This blog post is a part of a larger Success habits collection which demystifies the “secret sauce” expectations that define a high performer at work. In this specific blog post, I break down for you the idea of taking a top management perspective.
Idea in a nutshell
A top management perspective is how the executives at the top of the organization see business situations:
In a broader business context
While keeping in mind organizational complexities
As they optimize for how to best achieve overall success.
Taking a top management perspective means thinking like an executive, even if you do not yet have the job title or the full visibility into the broader business.
Pragmatically speaking, it means that when you make recommendations and decisions, you proactively anticipate and consider bigger-picture questions.
As a little bit of a backstory, “take a top management perspective” is one of the expectations that gets drilled into the heads of young McKinsey consultants from day 1.
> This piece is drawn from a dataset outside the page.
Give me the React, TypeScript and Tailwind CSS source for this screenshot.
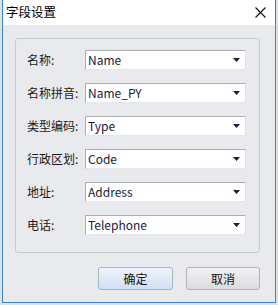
import React from "react";

const rows = [
  { label: "名称:", value: "Name" },
  { label: "名称拼音:", value: "Name_PY" },
  { label: "类型编码:", value: "Type" },
  { label: "行政区划:", value: "Code" },
  { label: "地址:", value: "Address" },
  { label: "电话:", value: "Telephone" },
];

const font = { fontFamily: '"Noto Sans CJK SC", "Noto Sans", sans-serif' };

export default function App() {
  return (
    <div className="w-[278px] h-[305px] bg-[#dde1e6] flex flex-col overflow-hidden" style={font}>
      <div className="ml-[2px] w-[274px] h-[303px] border-x border-b border-[#3a86cc] bg-[#e9eaee] flex flex-col">
        <div className="h-[25px] bg-white flex items-center justify-between pl-[3px] pr-[9px]">
          <span className="text-[12.5px] text-black leading-none">字段设置</span>
          <svg width="11" height="11" viewBox="0 0 11 11">
            <path d="M0.5 0.5 L10.5 10.5 M10.5 0.5 L0.5 10.5" stroke="#111" strokeWidth="1.1" />
          </svg>
        </div>
        <div className="ml-[12px] mt-[13px] w-[245px] h-[215px] border border-[#c9cace] rounded-[3px] flex flex-col gap-[13px] pt-[11px] pl-[11px]">
          {rows.map((r) => (
            <div key={r.label} className="flex items-center h-[20px]">
              <span className="w-[58px] text-[12px] text-[#1a1a1a] leading-none">{r.label}</span>
              <div className="w-[161px] h-[20px] bg-white border border-[#abadb3] border-r-[#dbdfe6] border-b-[#e3e6ec] flex items-center justify-between pl-[2px] pr-[5px]">
                <span className="text-[12px] text-[#1a1a3a] leading-none">{r.value}</span>
                <svg width="7" height="4" viewBox="0 0 7 4">
                  <path d="M0 0 L7 0 L3.5 4 Z" fill="#1c1c3c" />
                </svg>
              </div>
            </div>
          ))}
        </div>
        <div className="flex gap-[13px] mt-[14px] ml-[95px]">
          <button className="w-[75px] h-[23px] rounded-[3px] border border-[#a9b3c4] bg-gradient-to-b from-[#eef3fc] to-[#d3dff5] text-[12px] text-[#111] flex items-center justify-center">确定</button>
          <button className="w-[74px] h-[23px] rounded-[3px] border border-[#b3b3b6] bg-gradient-to-b from-[#f1f1f3] to-[#dcdcdf] text-[12px] text-[#111] flex items-center justify-center">取消</button>
        </div>
      </div>
    </div>
  );
}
I have to say, on the receiving end, it feels a bit cryptic at the beginning. More tenured colleagues drop the phrase on you as feedback on your analysis. Then they act as if they have just offered you a gold nugget of guidance that will shape your problem-solving and take it to the next level. But it takes some time to understand — and appreciate — the meaning of the words and the importance of the principle behind them.
And that is the motivation behind my blog posts on this topic.
Recognize management’s role
The opposite of taking a top management perspective is taking a limited perspective, where the recommendations or decisions only take a narrow, siloed approach.
This happens because most employees have a focused role within a specific part of the company. Their visibility into the broader business is limited, and their daily routines are contained within their department.
In contrast, the role of the executives is to manage the integrated system across the many moving parts, so that the company achieves its objectives. Top managers have a broad, holistic view of the company and its place in the world.
Know executive expectations
I have listed below 10 actual and frequent comments from executives on what they expect from the people they are developing to step up and assume greater responsibility:
“Take a cross-functional view.”
“Consider the impact on the other groups.”
“Have an integrated point of view.”
“Show some systems thinking.”
“Step outside of their roles.”
“Come ready to answer my questions.”
“See the forest for the trees.”
“Know the context.”
“Walk in my shoes.”
Read the blog post “Walk in the boss’s shoes” to viscerally understand what managers expect of you.
Ask big-picture questions
Here is a hack that you can use right now: To support recommendations and decisions, proactively anticipate and consider bigger-picture questions.
Which of the 3 questions below do you think are good examples of questions that help you take a top management perspective?
How does this impact the rest of the organization?
How does this fit with our strategy?
How does this support our priorities?
If you answered “All 3,” you are right!
And to see the value, how about you try to ask these 3 questions for projects you are involved with at work?
[Psst, here’s a secret: Much of this applies to your personal life too. Think about a project you are investing time and effort in — how does it align with your overall goals? How does it impact your life partner and family members? How does it interact with other projects you have underway?]